The National Cooperation against Undermining Crime (NSOC) unit involved the police, the Public Prosecution Service (OM), Customs, the Tax Authority, the FIOD, and the Koninklijke Marechaussee. Their assignment was to jointly develop methods against organized crime. The NSOC is the successor of a collaborative team, the Multidisciplinary Intervention Team (MIT), set up after the murder of defense attorney Derk Wiersum
In March, then-outgoing Minister Dilan Yeşilgöz of Justice and Security extended the collaboration for another two years, saying that good results had already been achieved. The team gained new insights into the arms trade, developed drug checks, and seized 3 million euros in gold. But parliament pulled the plug shortly afterward, partly at the initiative of Yeşilgöz’s own party VVD. The new Justice Minister David van Weel (also VVD) then decided to “quickly dismantle” the team.
NSOC employees feel that they were not given sufficient time to prove their added value, according to the broadcaster. Devising and testing innovative working methods takes time, they said. Over the past year and a half, the NSOC investigated corruption in the port, checked private planes for drugs, and worked with the Eindhoven University of Technology on ways to detect hidden cash in cargo shipments.
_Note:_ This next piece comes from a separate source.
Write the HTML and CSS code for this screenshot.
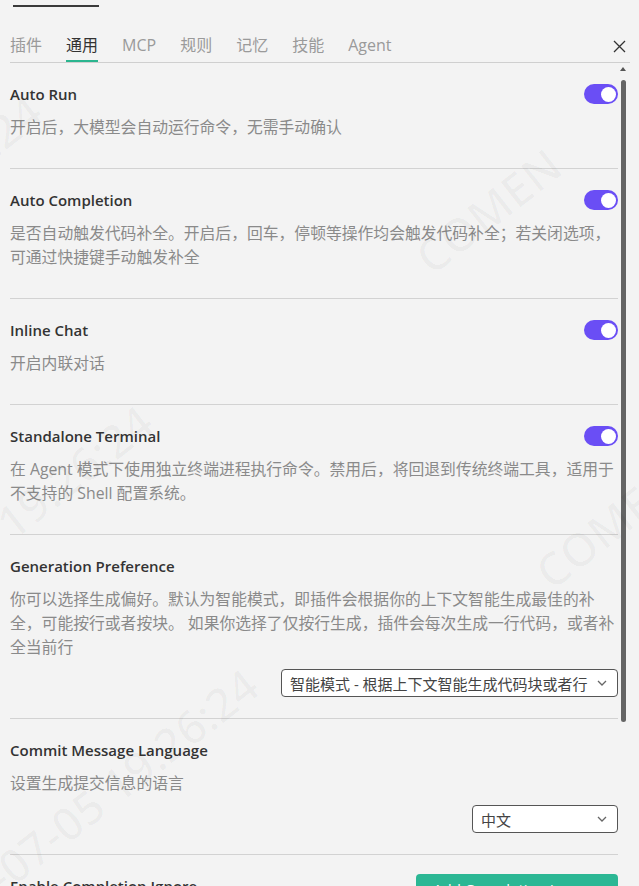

According to the team, these are just a few of the projects that have yielded something useful.
But political support for the team has disappeared. An agreement intended to ensure that the involved organizations could exchange information with each other was never reached. Politicians worried that the team would compete with the other investigative services for employees - for example, both the police and the NSOC were recruiting data specialists. And the NSOC never got close to its target of 181 employees - the team never exceeded 100 people.
Experts in the field of undermining crime have mixed feelings about the sudden dissolution of the team. “You want the government to make plans for the long term,” Teun van Ruitenburg, a lecturer in undermining at Avans University of Applied Sciences. “Now a lot has been rigged up, which will simply be thrown in the trash again due to a political decision. That hurts.”
At the same time, he understands the impatience for results. “Many people will think this is a waste of money. Because employees do take new knowledge and expertise back with them, I hope this has not been in vain.”